Nasce o ‘Cruyff dos Balcãs’
Modric jogou durante sua adolescência na equipe de Zadar e já dava mostras de seu incrível talento. Franzino, buscou na dura realidade da guerra a sua força para seguir em busca do sonho. “Sempre ignorei essa conversa sobre tamanho e nunca duvidei de mim mesmo. Você não precisa ser um gigante para jogar futebol, sou feliz como sou”, afirmou na última sexta-feira o craque de 1,72 metro e 66 kg.
Aos 17 anos, Modric chamou a atenção do Dínamo Zagreb, um dos principais clubes do país. Os dirigentes da capital, no entanto, preferiram enviá-lo a “estágios” nada agradáveis: Modric atuou, entre 2003 e 2005, pelo Zrinjski, da Bósnia, e pelo croata Inter Zapresic, onde rapidamente se destacou. De volta ao Dínamo, já passou a ser visto como o futuro craque do país. E passou a ser chamado de “O Cruyff dos Balcãs”, por sua semelhança física – e também técnica – com o holandês Johan Cruyff, gênio da década de 70. Modric gostou da comparação e chegou a usar a camisa 14 eternizada por Cruyff durante boa parte da carreira. Neste domingo, Modric pode conquistar algo que nem mesmo o ídolo conseguiu: a Copa do Mundo, perdida por Cruyff na final de 1974.
Desenvolvimento no Tottenham e glória Real Madrid
Em 2008, após boas campanhas na Eurocopa, Modric foi vendido ao Tottenham, da Inglaterra, onde permaneceu por quatro temporadas. Se consolidou como um jogador de nível mundial, apesar de não ter conquistado títulos. Em 2012, foi comprado por 40 milhões de euros, pelo Real Madrid e na Espanha adquiriu uma nova faceta: mais organizador e, sobretudo, vencedor.
Um camisa 10 clássico, Modric foi escalado mais recuado, responsável por organizar a saída de bola e se tornou um mestre na função, com incrível dinâmica e visão de jogo. Passes precisos, cabeça erguida, noção de marcação e boa chegada ao ataque: ainda que eclipsado pelos gols de Cristiano Ronaldo, Modric se tornou um dos melhores do mundo (foi o quinto colocado na última Bola de Ouro) e foi fundamental em nada menos que quatro títulos da Liga dos Campeões (2014, 2016, 2017 e 2018) e três Mundiais de Clubes.
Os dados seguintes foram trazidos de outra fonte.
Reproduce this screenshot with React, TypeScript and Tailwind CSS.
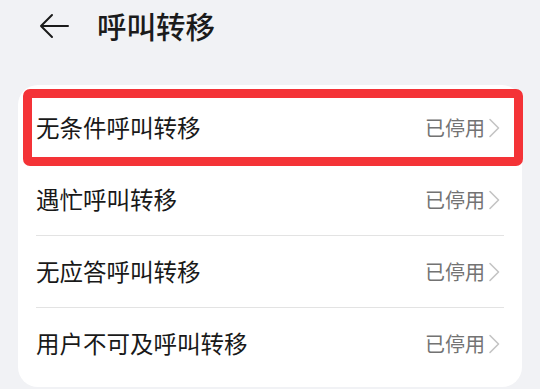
import React from "react";

const rows = ["无条件呼叫转移", "遇忙呼叫转移", "无应答呼叫转移", "用户不可及呼叫转移"];

export default function App() {
  return (
    <div
      className="w-[540px] h-[389px] bg-[#f1f2f5] overflow-hidden"
      style={{ fontFamily: '"Noto Sans CJK SC", "Noto Sans", sans-serif' }}
    >
      <div className="flex items-center h-[51px] pl-[38px]">
        <svg width="32" height="28" viewBox="0 0 32 28" className="text-[#1b1b1b]">
          <path d="M30 14 H3 M14 3 L3 14 L14 25" fill="none" stroke="currentColor" strokeWidth="2" strokeLinecap="round" strokeLinejoin="round" />
        </svg>
        <div className="ml-[27px] text-[29.5px] leading-none text-[#1b1b1b] font-medium">呼叫转移</div>
      </div>
      <div className="relative mt-[34px] ml-[18px] w-[504px] rounded-[20px] bg-white py-[7px]">
        {rows.map((r, i) => (
          <div key={r} className="h-[72px] flex flex-col">
            <div className="flex-1 flex items-center pl-[18px] pr-[21px]">
              <div className="flex-1 text-[23.5px] text-[#191919] leading-none">{r}</div>
              <div className="text-[20px] text-[#737373] leading-none">已停用</div>
              <svg width="14" height="22" viewBox="0 0 14 22" className="ml-[2px]">
                <path d="M3 2.5 L11.5 11 L3 19.5" fill="none" stroke="#c4c4c4" strokeWidth="1.6" strokeLinecap="round" strokeLinejoin="round" />
              </svg>
            </div>
            {i < rows.length - 1 && <div className="ml-[18px] mr-[18px] h-px bg-[#e3e3e3]" />}
          </div>
        ))}
        <div className="absolute left-[5px] top-[4px] w-[500px] h-[77px] border-[9px] border-[#f43337] rounded-[7px]" />
      </div>
    </div>
  );
}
Modric, no entanto, garante que nada se compara a final deste domingo. “Trocaria todos os troféus da minha carreira por este da Copa”
Polêmica com a justiça
Em campo, ninguém mais discute seu talento, mas Modric convive com a sombra de um escândalo na Croácia, o caso Zdravko Mamic. Em 2017, o meia do Real Madrid foi acusado de mentir à Justiça para proteger Mamic, ex-diretor do Dínamo Zagreb, condenado a seis anos e meio de prisão por evasão fiscal e peculato. O cartola foi considerado culpado por ter lucrado 15 milhões de euros com a venda de Modric do Dínamo Zagreb para o Tottenham e de Dejan Lovren, outro destaque desta seleção croata, para o Liverpool.
A casa onde a família de Modric se refugiou, em Zadar, chegou a ser pichada com a mensagem “Luka, você vai se lembrar desse dia” e o jogador ainda responde à Justiça por falso testemunho. Os feitos na Copa do Mundo, no entanto, fizeram Modric retomar seu prestígio com os torcedores, que vem lotando os estádios na Rússia com camisas 10 quadriculadas.
Consagração na Rússia
Catorze vezes campeão com o Real Madrid, Modric pode conquistar neste domingo a consagração máxima. Já marcou dois gols no torneio, um deles um golaço contra a Argentina, e é candidato ao prêmio de melhor da Copa e também à Bola de Ouro e ao prêmio da Fifa de melhor do mundo. Sem jamais perder o semblante sério nas entrevistas, o meia diz não se importar com premiações individuais.
“Já disse várias vezes que estou focado apenas no sucesso da Croácia. Ser mencionado nesse contexto é um orgulho, mas não me preocupo com isso. Quero que meu time ganhe a Copa do Mundo, o resto está fora do meu controle. O individual não é minha prioridade.”